Kata Adz-Dzahabi: "Tak bisa disebutkan, semua negeri maupun guru yang pernah dikunjunginya."
Al-Hafidz Abul Qasim Ibnu Asakir dalam bukunya, Tarikh Dimasyqa pernah bercerita: "Beliau mendengar riwayat di banyak negeri. Aku pernah membersamainya di Naisabur, Baghdad, dan Damaskus. Kemudian beliau kembali ke Khurasan, lalu bertolak menuju Harah, Balkh, dan Maa Wara'an Nahr.
Dan sekarang beliau adalah Guru besar penduduk Khurasan, tanpa perlu diperdebatkan lagi. Bersamaan dengan kejujuran, wawasan yang luas, riwayat, maupun karya tulis yang begitu bertumpuk.
Beliau mendapatkan riwayat di berbagai negeri. Memperoleh catatan yang begitu banyak. Terkadang beliau mencatat dariku, terkadang aku lah yang mencatat darinya.
Sosok yang sangat menjaga diri dan kehormatannya, berperangai baik."
Kata Adz-Dzahabi: "Beliau adalah sosok yang lembut perangainya, manis dalam bermudzakarah, cepat memahami dan menulis, hidupnya habis untuk mengajar, memberi fatwa, dan menyampaikan nasehat.
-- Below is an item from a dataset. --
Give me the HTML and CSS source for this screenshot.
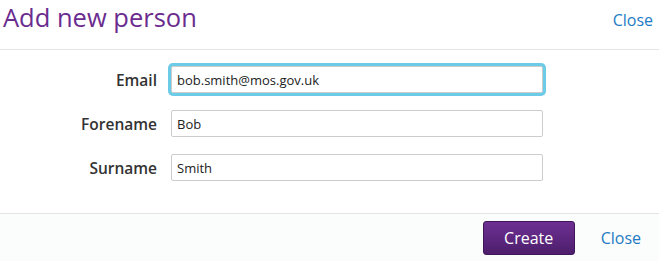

Mengungguli seluruh anggota keluarganya. Bahkan, mereka memberinya gelar seperti gelar ayahnya, Tajul Islam. Mahkota kebanggaan Islam.
Abu Sa'ad As-Sam'ani wafat di usianya ke 56 tahun. Tepatnya pada bulan Rabi'ul Awwal tahun 562 H. Semoga Allah merahmati beliau.
***
Sebuah pelajaran...
Sebab sebongkah batu semangat yang dibangun oleh sang ayah, As-Sam'ani kemudian meletakkan batu-batu semangat lain, mengikuti pondasi awal semangat yang diwariskan oleh ayahnya. Sampai terkumpul tujuh ribu guru dari berbagai negeri.
Untukmu wahai ayah, ibu, jangan pernah meremehkan satu dua semangat, satu dua majelis ilmu bersama mereka. Sekedar mewariskan semangat, demi perjalanan panjang yang akan mereka lakukan sendirian nantinya.
Untukmu para pengajar, jangan remehkan sedikit teladan, bisa jadi, permata-permata kecil itu, kini sedang dalam perjalanan mengumpulkan ribuan guru, dan antum termasuk bagian dari mereka. Subhanallah.